The wind also struck, tearing down the cow barn and the Warner town hall across the lane from the east side of the Withee lawn.  To replace the cow barn Theodore Withee took two old buildings from below and adjusted them to the old foundation, one at one end an d one at the other.  The space in between, he filled in with new construction.  It was a makeshift.  Later, George Speich, when he became owner, tore it down and built a new barn.


The site of the Warner town hall had by that time become awkward.  It had been located there in the old lush days, when Hemlock promised to become a real village.  It had been a lively place with preaching, dancing and Sunday school, in addition to the infrequent town meetings.  But the dream of a Greater hemlock had by then faded away and the old site was alongside the Limprecht barn.  The town cheerfully accepted from Theodore Withee the present site in place of the old, that site being on the west side of the river at the southwest corner of the old Withee farm.

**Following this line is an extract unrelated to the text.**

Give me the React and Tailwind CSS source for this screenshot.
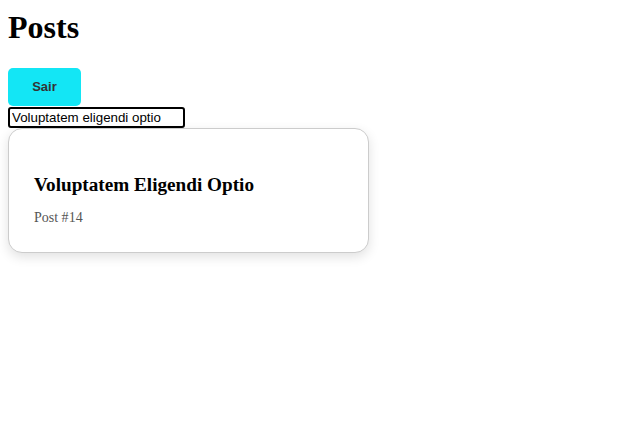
import React from 'react'

function PostCard({ title, id }) {
  return (
    <div className="w-[361px] rounded-[14px] border border-[#cccccc] bg-white px-[25px] pt-[45px] pb-[26px] shadow-[0_4px_12px_rgba(0,0,0,0.12)]">
      <h3 className="text-[19.2px] font-bold leading-[22px] text-black">{title}</h3>
      <p className="mt-[14px] text-[14px] leading-[16px] text-[#555555]">Post #{id}</p>
    </div>
  )
}

export default function App() {
  return (
    <div className="min-h-screen bg-white px-2 pt-[9px] font-['Liberation_Serif',serif]">
      <h1 className="text-[32px] font-bold leading-[36px] text-black">Posts</h1>
      <button className="mt-[23px] block h-[38px] w-[73px] rounded-[5px] bg-[#13e6f5] font-['Liberation_Sans',sans-serif] text-[13px] font-bold text-[#333333]">
        Sair
      </button>
      <input
        className="mt-[1px] block h-[21px] w-[177px] rounded-[3px] border-2 border-black px-[2px] font-['Liberation_Sans',sans-serif] text-[13.33px] text-black outline-none"
        defaultValue="Voluptatem eligendi optio"
        spellCheck={false}
      />
      <PostCard title="Voluptatem Eligendi Optio" id={14} />
    </div>
  )
}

The years had thus witnessed the attrition of such resources as had remained to Theodore Withee and he had not managed to create new ones.  Money had been secured by a mortgage and in 1924 the farm was taken over on the mortgage.  The end had come of the easy days on the old place.  His wife had died there.  Theodore Withee had to move on.  The Windoms were about to move into the big house.  They recall, with a touch of pathos, the scene of his departure.  Into his old car he loaded his dog and gun and was about to enter the driver’s seat.  As he stood at the door, he called to the Windom boys, ‘Don’t take any wooden nickels.’  Then Theodore Withee, kindly and generous scion of an honored family, turned his back upon the old place and the old affluence, never to see either again.

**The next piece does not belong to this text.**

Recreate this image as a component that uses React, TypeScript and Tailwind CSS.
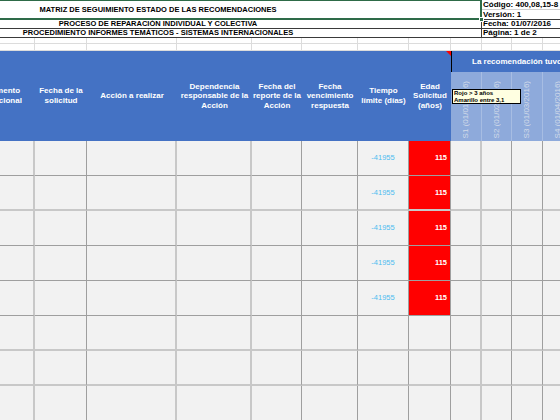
import React from "react";

// widths: first column is partly scrolled off to the left
const GRID = "grid grid-cols-[76px_52px_90px_75px_50px_56px_51px_42px_31px_30px_31px_30px]";

const vLines = [
  "border-r-2 border-r-[#c8c8c8]",
  "border-r border-r-[#9f9f9f]",
  "border-r-2 border-r-[#c8c8c8]",
  "border-r-2 border-r-[#c8c8c8]",
  "border-r border-r-[#9f9f9f]",
  "border-r border-r-[#9f9f9f]",
  "border-r border-r-[#9f9f9f]",
  "border-r border-r-[#9f9f9f]",
  "border-r-2 border-r-[#c8c8c8]",
  "border-r border-r-[#9f9f9f]",
  "border-r border-r-[#9f9f9f]",
  "border-r border-r-[#9f9f9f]",
];

const hLines = [
  "border-b border-b-[#9f9f9f]",
  "border-b-2 border-b-[#c8c8c8]",
  "border-b border-b-[#9f9f9f]",
  "border-b border-b-[#9f9f9f]",
  "border-b border-b-[#9f9f9f]",
  "border-b-2 border-b-[#c8c8c8]",
  "border-b-2 border-b-[#c8c8c8]",
  "border-b border-b-[#9f9f9f]",
];

const headers = [
  ["Instrumento", "Internacional"],
  ["Fecha de la", "solicitud"],
  ["Acción a realizar"],
  ["Dependencia", "responsable de la", "Acción"],
  ["Fecha del", "reporte de la", "Acción"],
  ["Fecha", "vencimiento", "respuesta"],
  ["Tiempo", "límite (días)"],
  ["Edad", "Solicitud", "(años)"],
];

const periods = ["S1 (01/01/2016)", "S2 (01/02/2016)", "S3 (01/03/2016)", "S4 (01/04/2016)"];

export default function App() {
  const rows = Array.from({ length: 8 }, (_, i) => i);

  return (
    <div className="relative w-[560px] h-[420px] overflow-hidden bg-white font-['Liberation_Sans',Arial,sans-serif] text-black">
      {/* document title block */}
      <div className="flex h-[38px]">
        <div className="w-[482px] flex flex-col font-bold text-[7.5px] leading-none">
          <div className="relative h-[20px] border-t border-b-2 border-r-2 border-[#2e6b48] flex items-center">
            <div className="w-[316px] text-center whitespace-nowrap">MATRIZ DE SEGUIMIENTO ESTADO DE LAS RECOMENDACIONES</div>
            <span className="absolute -right-[4px] -bottom-[4px] w-[5px] h-[5px] bg-[#2e6b48] border border-white" />
          </div>
          <div className="h-[9px] border-b border-r border-[#3a3a3a] flex items-center">
            <div className="w-[316px] text-center whitespace-nowrap">PROCESO DE REPARACIÓN INDIVIDUAL Y COLECTIVA</div>
          </div>
          <div className="h-[9px] border-b border-r border-[#3a3a3a] flex items-center">
            <div className="w-[316px] text-center whitespace-nowrap">PROCEDIMIENTO INFORMES TEMÁTICOS - SISTEMAS INTERNACIONALES</div>
          </div>
        </div>
        <div className="flex-1 flex flex-col font-bold text-[8px] leading-none whitespace-nowrap">
          <div className="h-[10px] border-b border-[#cfcfcf] flex items-center pl-[1px]">Código: 400,08,15-8</div>
          <div className="h-[10px] border-b border-[#3a3a3a] flex items-center pl-[1px]">Versión: 1</div>
          <div className="h-[9px] border-b border-[#3a3a3a] flex items-center pl-[1px]">Fecha: 01/07/2016</div>
          <div className="h-[9px] border-b border-[#3a3a3a] flex items-center pl-[1px]">Página: 1 de 2</div>
        </div>
      </div>

      <div className="-ml-[41px] w-[614px]">
        {/* empty spacer rows */}
        {["h-[6px]", "h-[7px]"].map((h, r) => (
          <div key={r} className={`${GRID} ${h} border-b border-[#dcdcdc]`}>
            {vLines.map((_, c) => (
              <div key={c} className="border-r border-[#dcdcdc]" />
            ))}
          </div>
        ))}

        {/* blue header */}
        <div className="flex h-[90px]">
          <div className="grid grid-cols-[76px_52px_90px_75px_50px_56px_51px_42px] w-[492px] bg-[#4472c4] text-white font-bold text-[8px] leading-[9.6px]">
            {headers.map((lines, i) => (
              <div key={i} className="relative flex items-center justify-center text-center whitespace-nowrap">
                <div>
                  {lines.map((l, j) => (
                    <div key={j}>{l}</div>
                  ))}
                </div>
                {i === 7 && (
                  <span className="absolute top-0 right-0 w-0 h-0 border-t-[5px] border-l-[5px] border-t-[#ff0000] border-l-transparent" />
                )}
              </div>
            ))}
          </div>
          <div className="w-[122px] flex flex-col">
            <div className="h-[21px] bg-[#4472c4] border-l border-black text-white font-bold text-[8px] flex items-center pl-[20px] whitespace-nowrap">
              La recomendación tuvo seguimiento en:
            </div>
            <div className="flex-1 grid grid-cols-[31px_30px_31px_30px] bg-[#8eaadb]">
              {periods.map((p) => (
                <div key={p} className="flex items-end justify-center pb-[3px] border-r border-[#a7bde3]">
                  <span className="[writing-mode:vertical-rl] rotate-180 text-[8px] leading-none text-[#d3dbe9] whitespace-nowrap">{p}</span>
                </div>
              ))}
            </div>
          </div>
        </div>

        {/* data rows */}
        {rows.map((r) => (
          <div key={r} className={`${GRID} h-[35px]`}>
            {vLines.map((v, c) => {
              const filled = r < 5;
              const red = filled && c === 7;
              return (
                <div
                  key={c}
                  className={`${v} ${hLines[r]} flex items-center ${red ? "bg-[#ff0000] justify-end pr-[3px]" : "bg-[#f2f2f2] justify-center"}`}
                >
                  {filled && c === 6 && <span className="text-[7.5px] text-[#4fbdf0]">-41955</span>}
                  {red && <span className="text-[7.5px] font-bold text-white">115</span>}
                </div>
              );
            })}
          </div>
        ))}
      </div>

      {/* comment note */}
      <div className="absolute left-[452px] top-[89px] w-[69px] h-[15px] bg-[#ffffe1] border border-black px-[1px] text-[6px] leading-[6.5px] font-bold whitespace-nowrap overflow-hidden">
        <div>Rojo &gt; 3 años</div>
        <div>Amarillo entre 3,1</div>
      </div>
    </div>
  );
}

The last years of the life of Theodore Withee were spent first briefly in Alaska and then in northeastern Montana.  At the little hamlet of Carson he ran a pool hall and soft drink place.  He married again.  A heart attack ended his life not many years ago.



The Theodore Withee’s had two daughters, both of whom reside now in Montana.  Their old neighbors remember them pleasantly as out-of-door girls, devoted to ponies.  Their father kept ponies for them and they are remembered as hitching ponies to a little hand sled and thus journeying for the mail.  This love of ponies has lingered all through their lives.  Out in Montana they now breed Shetland and other ponies.


The Windom family came into relation with the Hemlock property in 1920.  Then they lived in a tenant house, while the Theodore Withees lived in the big house.  But in 1924, when the farm was taken over on a mortgage, they rented from the mortgage concern and moved into the big house.  The Windoms consist of seven brothers and two sisters, all of them still living as one family.  They departed from the Withee farm with more practical relief than sentimental regret, for they found it hard going.  They had cultivated about 250 acres and had broken up several acres of virgin land.  They cared for a herd of over 60 milk cows, in addition to other stock.


Two or three weeks ago, the Windoms moved about a mile to the Steve Checky place on Highway 73.  It is an eighty, with a square frame house, large enough to care for the Windom family.  There their labors will be reduced.


Buying the old Withee place in 1931 after its foreclosure, George Speich is understood to have paid something like $10,000 to $12,000.  He built a cow barn during his 24 years of ownership and added to the arable acres.



This photo taken in 1953 of the old Hemlock Dam site, about four miles north of Greenwood where most of the large rocks on the far side of the Black River remain from the old dam structure.  Along the dam site was one a thriving hamlet, Hemlock, with a boarding house, little store run by Baxter Shaw, two houses and two shanties.  Nearby was the Withee farmstead.